> **MATERIAL FOR THIS EXERCISE**
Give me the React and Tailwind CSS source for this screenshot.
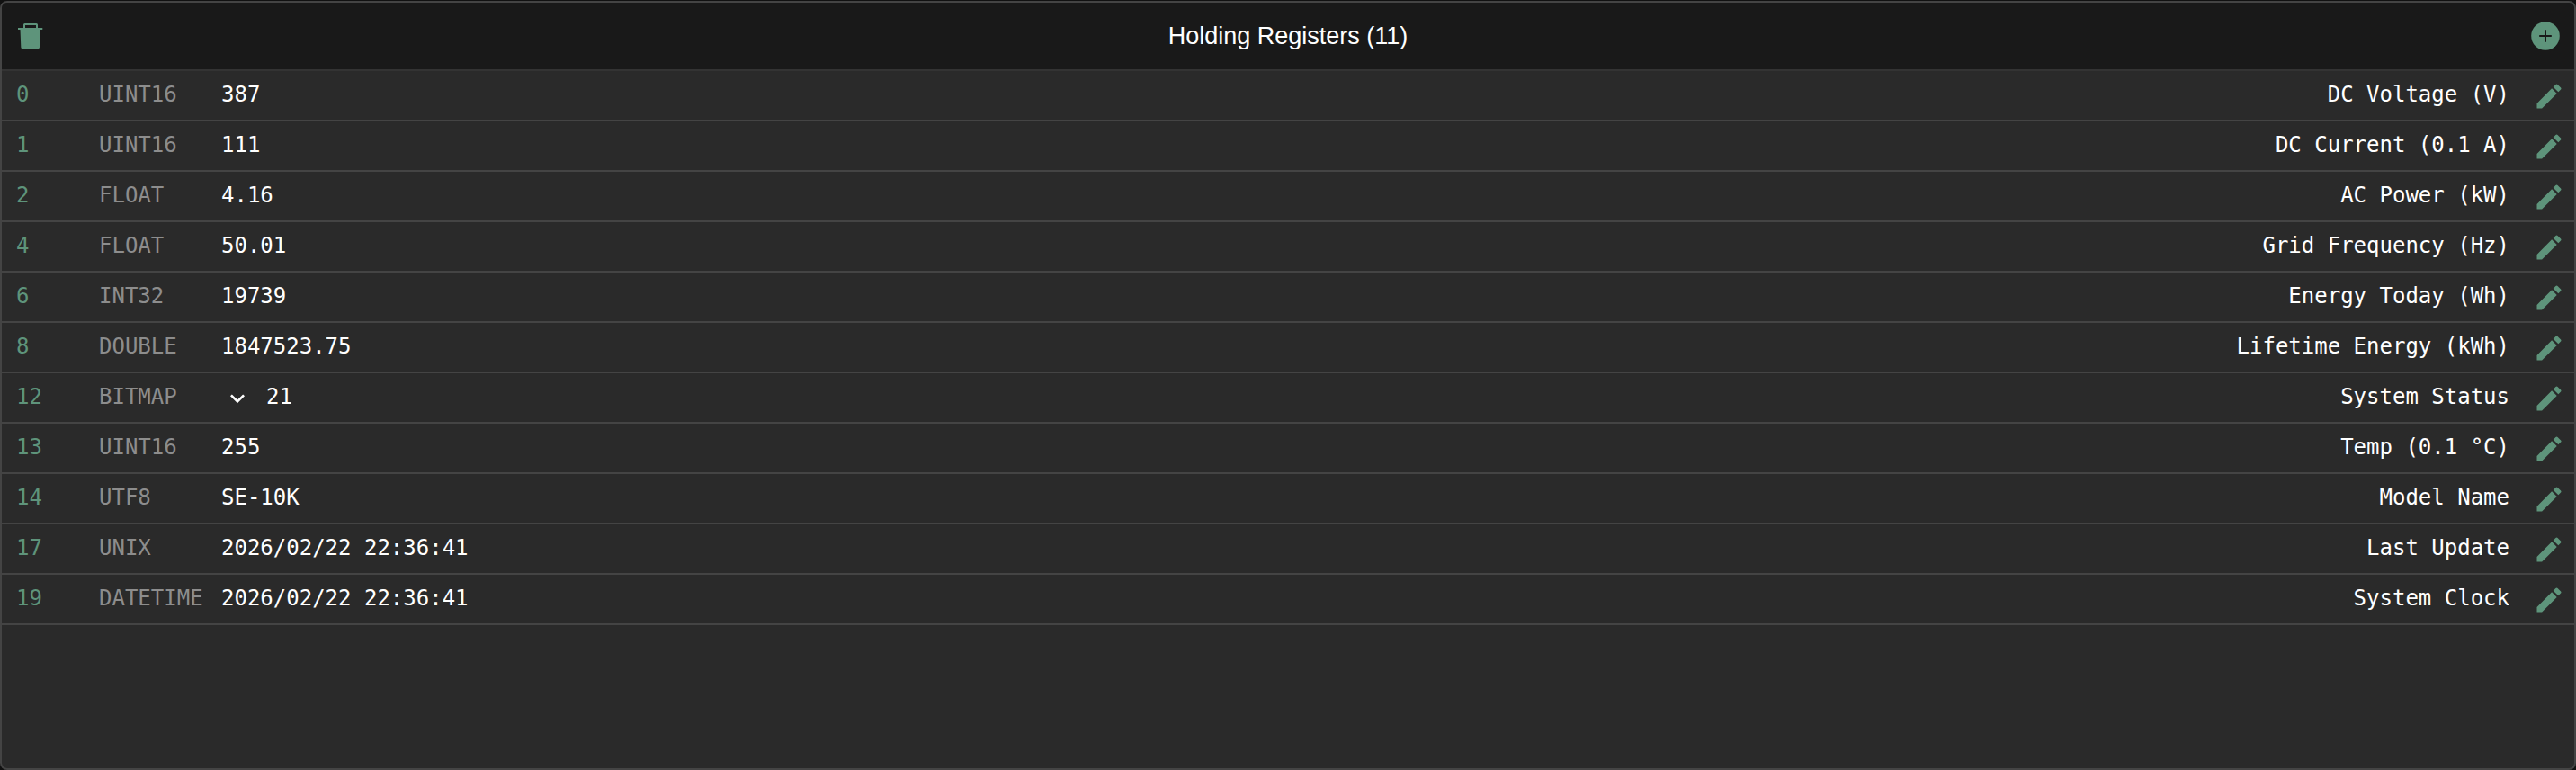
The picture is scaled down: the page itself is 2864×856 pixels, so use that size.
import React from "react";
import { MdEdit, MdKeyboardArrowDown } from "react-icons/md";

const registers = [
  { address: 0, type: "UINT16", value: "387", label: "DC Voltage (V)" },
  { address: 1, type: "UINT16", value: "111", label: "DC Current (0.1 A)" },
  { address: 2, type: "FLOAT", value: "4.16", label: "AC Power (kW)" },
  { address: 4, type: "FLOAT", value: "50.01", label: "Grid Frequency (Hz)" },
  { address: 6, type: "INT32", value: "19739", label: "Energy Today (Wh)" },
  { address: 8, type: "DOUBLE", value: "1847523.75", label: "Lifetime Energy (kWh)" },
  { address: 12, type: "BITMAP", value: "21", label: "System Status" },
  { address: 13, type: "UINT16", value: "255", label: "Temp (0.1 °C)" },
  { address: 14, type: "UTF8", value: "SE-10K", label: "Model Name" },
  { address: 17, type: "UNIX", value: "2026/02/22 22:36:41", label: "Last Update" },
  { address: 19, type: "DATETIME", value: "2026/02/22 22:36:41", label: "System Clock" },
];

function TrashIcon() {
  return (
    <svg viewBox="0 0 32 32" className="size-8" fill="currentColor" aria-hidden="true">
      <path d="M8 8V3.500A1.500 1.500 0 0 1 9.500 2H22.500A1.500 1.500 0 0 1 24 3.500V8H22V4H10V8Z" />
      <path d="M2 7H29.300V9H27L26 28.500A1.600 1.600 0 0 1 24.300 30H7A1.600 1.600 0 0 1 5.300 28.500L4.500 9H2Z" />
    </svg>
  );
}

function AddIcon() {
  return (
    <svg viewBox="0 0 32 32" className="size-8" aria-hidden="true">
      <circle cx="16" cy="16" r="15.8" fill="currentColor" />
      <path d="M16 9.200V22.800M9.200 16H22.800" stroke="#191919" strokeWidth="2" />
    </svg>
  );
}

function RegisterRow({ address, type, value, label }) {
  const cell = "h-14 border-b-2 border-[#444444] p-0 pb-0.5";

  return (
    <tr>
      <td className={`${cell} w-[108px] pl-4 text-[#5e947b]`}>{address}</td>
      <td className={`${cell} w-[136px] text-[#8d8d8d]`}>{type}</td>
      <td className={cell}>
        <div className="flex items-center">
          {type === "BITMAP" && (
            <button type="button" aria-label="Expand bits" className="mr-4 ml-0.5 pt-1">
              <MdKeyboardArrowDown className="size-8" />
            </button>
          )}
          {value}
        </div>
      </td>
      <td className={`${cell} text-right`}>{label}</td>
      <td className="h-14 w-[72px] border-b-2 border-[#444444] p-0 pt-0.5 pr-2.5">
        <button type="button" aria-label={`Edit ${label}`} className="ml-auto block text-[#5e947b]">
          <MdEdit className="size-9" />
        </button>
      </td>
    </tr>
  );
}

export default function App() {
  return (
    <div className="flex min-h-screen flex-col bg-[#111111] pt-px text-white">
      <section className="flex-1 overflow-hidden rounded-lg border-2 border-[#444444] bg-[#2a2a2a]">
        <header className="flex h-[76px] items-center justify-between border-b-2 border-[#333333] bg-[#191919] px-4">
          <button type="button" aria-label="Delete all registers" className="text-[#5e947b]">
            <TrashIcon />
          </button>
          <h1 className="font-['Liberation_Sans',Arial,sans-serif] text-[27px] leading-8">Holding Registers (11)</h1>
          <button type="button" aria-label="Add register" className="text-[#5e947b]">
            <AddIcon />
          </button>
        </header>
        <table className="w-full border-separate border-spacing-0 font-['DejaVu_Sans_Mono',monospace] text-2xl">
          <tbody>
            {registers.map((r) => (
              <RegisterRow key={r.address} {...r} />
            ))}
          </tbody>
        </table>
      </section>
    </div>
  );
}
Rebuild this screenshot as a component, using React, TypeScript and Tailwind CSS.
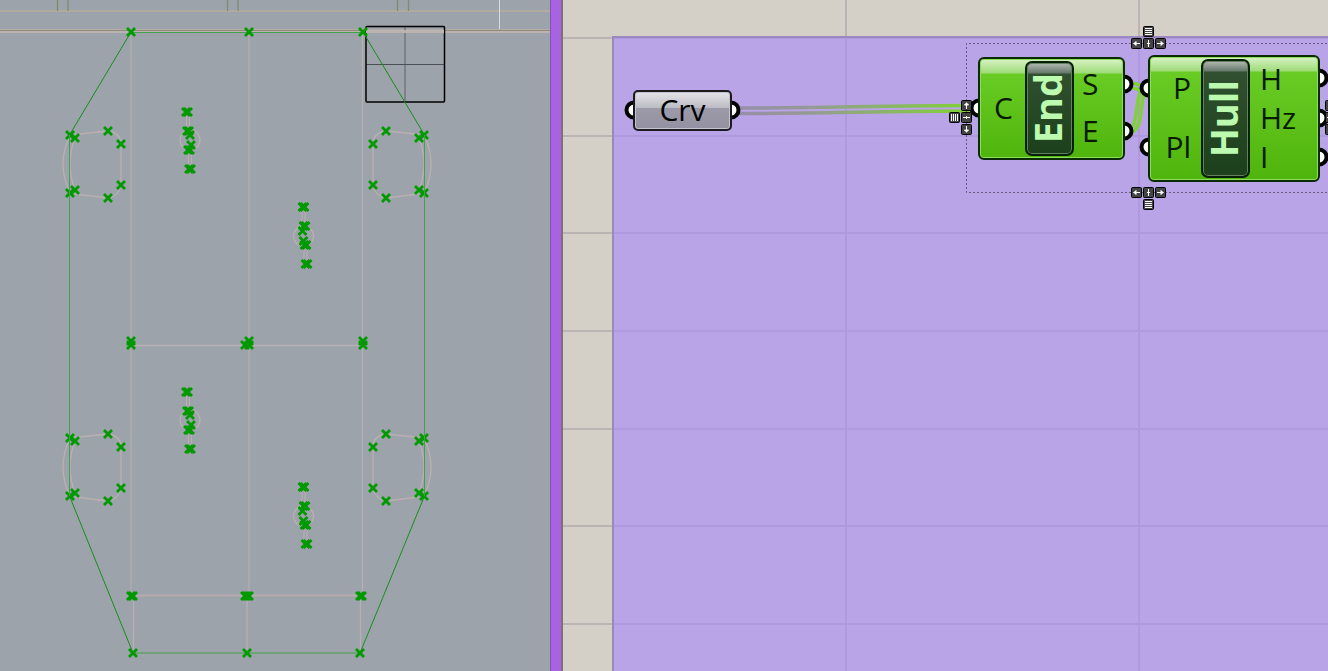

> **TASK GOAL**
Copy each line of the data above that holds "size".

> **TASK RESULT**
The picture is scaled down: the page itself is 2864×856 pixels, so use that size.
    <svg viewBox="0 0 32 32" className="size-8" fill="currentColor" aria-hidden="true">
    <svg viewBox="0 0 32 32" className="size-8" aria-hidden="true">
              <MdKeyboardArrowDown className="size-8" />
          <MdEdit className="size-9" />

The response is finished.